RRR also closes with another Keeravani song with lyrics by Ramajogayya Sastry, "Etthara Jenda." Keeravani said "Etthara Jenda" is also celebratory, but more specifically patriotic.

"It's dedicated to all the warriors and freedom fighters," Keeravani said.

RRR opened in March internationally, making $154 million worldwide, $14.7 million of which came from the United States. Screenings with Rajamouli, cast and Keeravani in attendance continue to sell out in Los Angeles as recently as Monday.

"Our emotions are the same," Keeravani said of American audiences that embrace RRR. "The languages are different, but the feelings we have, we share for each other. They're good feelings."

RRR is the 12th Rajamouli film that Keeravani has composed. Keeravani said he hopes fans also discover Eega, Baahubali: The Beginning and Baahubali 2: The Conclusion which are all streaming on Netflix, along with a Hindi version of RRR.
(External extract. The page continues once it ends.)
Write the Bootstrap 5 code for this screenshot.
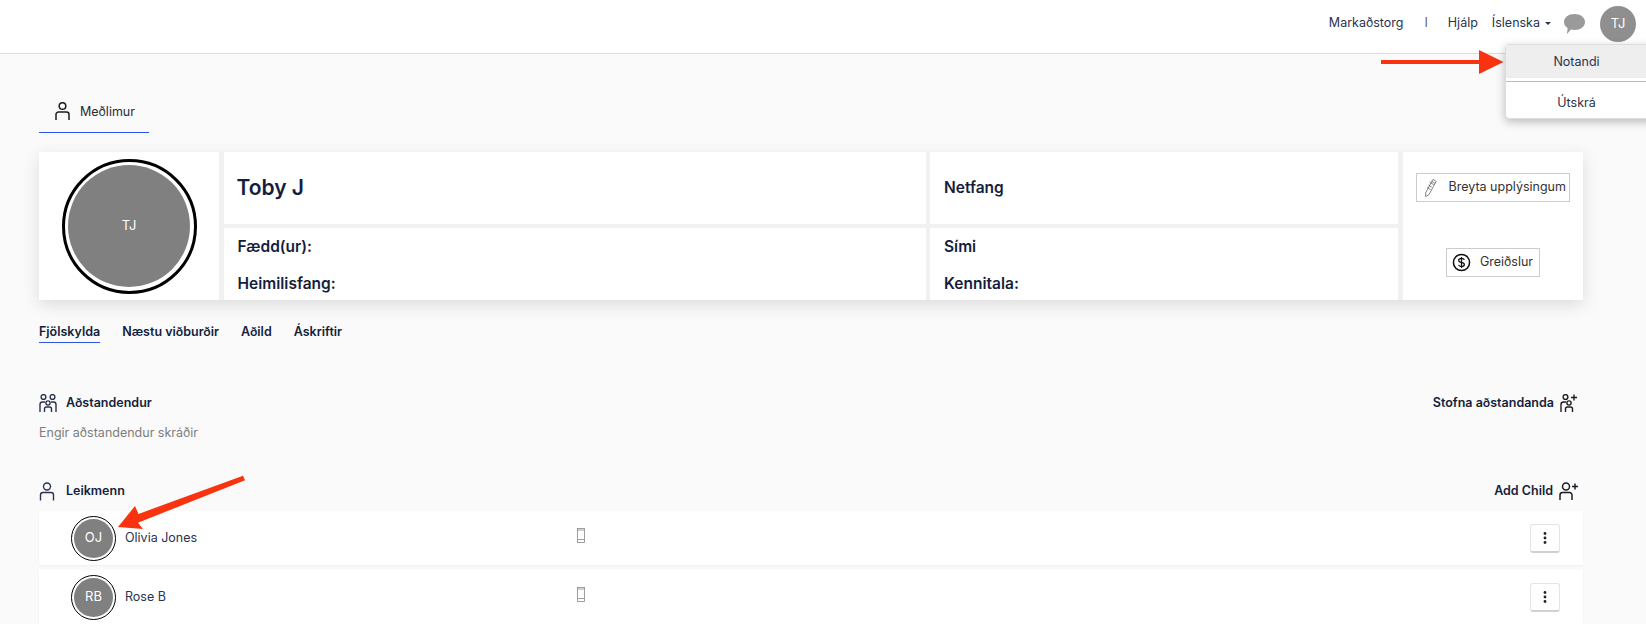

"There's no hypocrisy because he's my brother," Keeravani said of his relationship with Rajamouli. "There's nothing to hide from him and there is no ego. He can argue with me very freely."

Indian films blend dramas like action, musical and romance, and Keeravani said he had eclectic tastes himself. Before getting into the movie business, he said, The Exorcist and Enter the Dragon were his favorite films.

"Mostly I'm a great fan of horror and kung fu," Keeravani said.

So far, Keeravani has only worked in film music. He hopes one day to produce music independently, too.

"I'm looking for the right producer to collaborate with," Keeravani said. "In the future, I may collaborate with some artists from the west."

One American artist Keeravani regrets he missed at the Golden Globes was fellow nominee Rihanna. She was seen congratulating the RRR team when they won, but Keeravani didn't cross paths with her.

"I missed a great chance at meeting her because she's one of my favorites, too," Keeravani said. "I like her 'Disturbia' song very much. I hope I get a chance to meet her and convey the same."

"Naatu Naatu" is on the Oscars' shortlist for Original Song nominations, along with Rihanna's "Lift Me Up" from Black Panther: Wakanda Forever.